Mark Mobius, Chairman Mobius Emerging Opportunities Fund speaking on CNBC’s The Exchange on March 27th, 2024.

Adam Jeffery | CNBC

Veteran emerging markets investor Mark Mobius said India’s election outcome will not change his bullish views on the country.

The world’s most populous nation kicked off a multi-phase election on April 19, as nearly one billion people cast their ballots.

India’s election results will be out on Tuesday next week. Prime Minister Narendra Modi and his ruling Bharatiya Janata Party are widely expected to easily win a third term as pre-poll surveys seem to suggest.

Modi has reportedly said he’s confident the BJP and his coalition alliance will secure a total of 400 seats. But the margin of victory still appears uncertain, leading to some market anxiety among investors.

Mark Mobius names the sectors in India he's bullish on

“The big question mark is whether [Modi] can get a number of seats to change the constitution,” Mobius told CNBC’s “Street Signs Asia” on Thursday.

“If it doesn’t happen, no big deal,” he said. “No big change, you can still see incredible growth trajectory for India going forward.”

India’s economy blew past expectation to grow a robust 8.4% in the October to December quarter due to strong private consumption and manufacturing activity.

The finance ministry further underlined the country was on track to becoming the world’s third-largest economy by 2027, with a GDP of $5 trillion.

Foreign investors are in a “wait-and-watch mode” ahead of the election results, said Gautam Chhaochharia  head of global markets for India at UBS. 

Foreign investors in a 'wait and watch mode' ahead of India's election results: UBS

“What we are telling investors is — look, there is short term event risk around elections, depending on the outcome, ” he told CNBC’s “Street Signs Asia.” But India’s economic fundamentals remain “very strong and solid.”

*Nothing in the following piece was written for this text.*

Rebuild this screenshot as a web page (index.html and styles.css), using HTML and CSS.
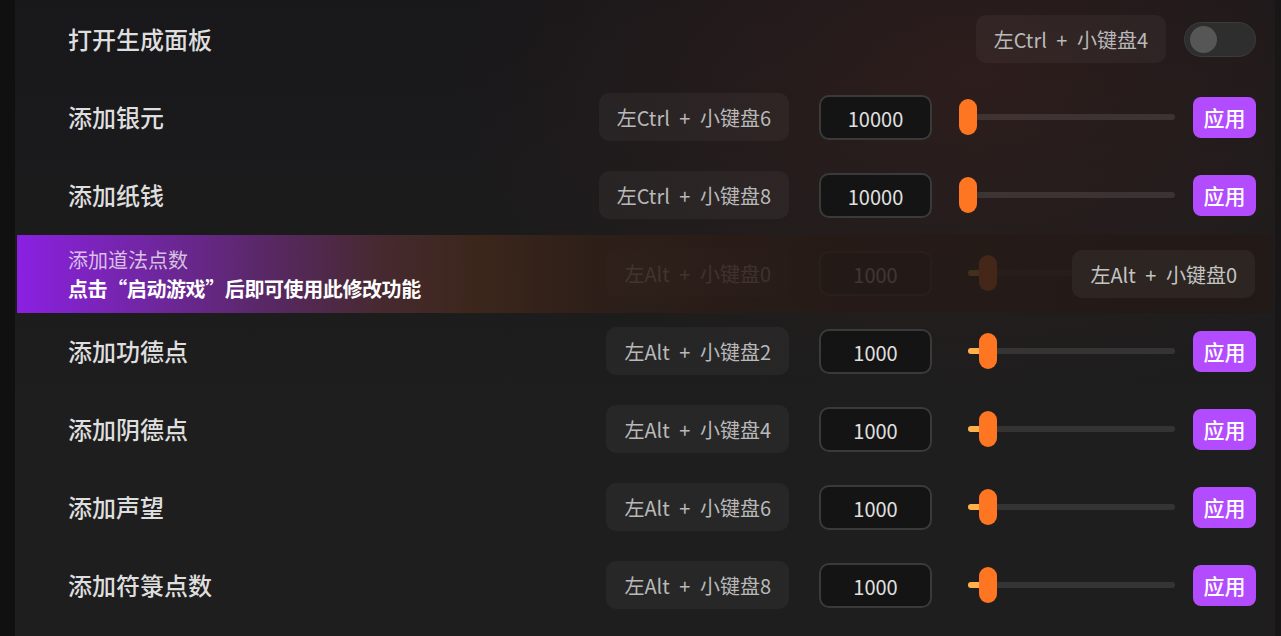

Whether Modi returns to power with a simple or big majority, the government’s big focus for the next term will likely be to make sure India’s “manufacturing story” remains strong, Chhaochharia noted.

On Wednesday, S&P global ratings raised India’s outlook to “positive” from “stable” as the country’s robust economic expansion is having a constructive impact on its credit metrics, it said in a note.

“We expect sound economic fundamentals to underpin the growth momentum over the next two to three years,” S&P said. Regardless of the elections outcome, the ratings agency expects broad continuity in economic reforms and fiscal policies.

India’s infrastructure sector will be a big growth area, said Mobius. This is “why we are particularly interested in infrastructure related stocks in India — that’s going to be a big push going forward,” the investor added.

The success of the next government in funding large infrastructure investment without “substantially widening” the country’s current account deficit will be critical, noted S&P.

If India can shrink the fiscal deficit significantly while achieving these objectives, “rating support will strengthen over time,” it added.